When a writer seeks to conflict with the most basic core legal rights that exist in the reader’s world then that writer had better have come up with a logical explanation. Here, Bendis fails to do so. It would have been as simple as coming up with a plot line where Carol and/or SHIELD received special legal authority. Actually, I do not think that Bendis could even come up with a logic reason for Carol to be granted that type of legal authority.
This goes to show that Bendis simply ignores basic logic and facts in order to carry out his lazily written story. The lack of internal logic causes the reader to be ripped out of the story. It causes the reader to not take the story seriously and prevents the reader from truly becoming immersed in the story.

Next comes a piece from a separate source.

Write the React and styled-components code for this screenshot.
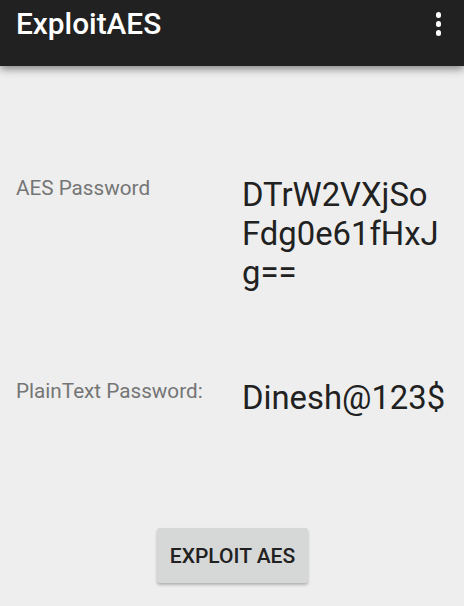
import React from "react";
import styled, { createGlobalStyle } from "styled-components";

const GlobalStyle = createGlobalStyle`
  html, body {
    margin: 0;
    padding: 0;
    background: #eeeeee;
    font-family: Roboto, "Noto Sans", sans-serif;
  }
`;

const Screen = styled.div`
  width: 464px;
  height: 606px;
  background: #eeeeee;
  display: flex;
  flex-direction: column;
  overflow: hidden;
`;

const AppBar = styled.header`
  height: 66px;
  background: #212121;
  display: flex;
  align-items: flex-start;
  justify-content: space-between;
  padding: 0 16px;
  box-shadow: 0 3px 8px rgba(0, 0, 0, 0.45);
  position: relative;
  z-index: 1;
`;

const Title = styled.h1`
  margin: 0;
  margin-top: 6px;
  color: #ffffff;
  font-size: 29.8px;
  font-weight: 500;
  line-height: 36px;
`;

const MenuButton = styled.div`
  display: flex;
  flex-direction: column;
  gap: 3.5px;
  padding-top: 12px;
  margin-right: 7px;
  align-items: center;
`;

const Dot = styled.span`
  width: 5.5px;
  height: 5.5px;
  border-radius: 50%;
  background: #ffffff;
`;

const Content = styled.main`
  flex: 1;
  display: flex;
  flex-direction: column;
  padding: 0 16px;
`;

const Row = styled.div`
  display: grid;
  grid-template-columns: 226px 200px;
  margin-top: ${(p) => p.$top}px;
`;

const Label = styled.div`
  color: #757575;
  font-size: 20.7px;
  line-height: 24px;
`;

const Value = styled.div`
  color: #212121;
  font-size: 32.8px;
  line-height: 39px;
  word-break: break-all;
  white-space: ${(p) => (p.$nowrap ? "nowrap" : "normal")};
`;

const ButtonRow = styled.div`
  display: flex;
  justify-content: center;
  margin-top: auto;
  margin-bottom: 23px;
`;

const Button = styled.button`
  width: 151px;
  height: 55px;
  border: none;
  border-radius: 3px;
  background: #d6d7d7;
  color: #212121;
  font-family: Roboto, sans-serif;
  font-size: 21px;
  font-weight: 500;
  box-shadow: 0 2px 3px rgba(0, 0, 0, 0.25);
  padding: 0;
  margin-left: 1px;
`;

export default function App() {
  return (
    <>
      <GlobalStyle />
      <Screen>
        <AppBar>
          <Title>ExploitAES</Title>
          <MenuButton>
            <Dot />
            <Dot />
            <Dot />
          </MenuButton>
        </AppBar>
        <Content>
          <Row $top={110}>
            <Label>AES Password</Label>
            <Value>DTrW2VXjSoFdg0e61fHxJg==</Value>
          </Row>
          <Row $top={86}>
            <Label>PlainText Password:</Label>
            <Value $nowrap>Dinesh@123$</Value>
          </Row>
          <ButtonRow>
            <Button>EXPLOIT AES</Button>
          </ButtonRow>
        </Content>
      </Screen>
    </>
  );
}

Overall: Civil War II #4 is another poor read. It is stunning how little actual new content Bendis delivers to the reader with the issue. That is even further compounded by the fact that nothing much really happens at all and that we get zero action. This is a slow, boring and unappealing issue. And the fact that all of this comes with a ridiculous $5.00 cover price? Insane. There is no reason for any reader, other than die-hard Bendis fans, to spend their hard-earned money on Civil War II #4. If you love big events crammed full of interesting plot lines and plenty of action and adventure then definitely look elsewhere. There is nothing here in Civil War II #4 that will satisfy you.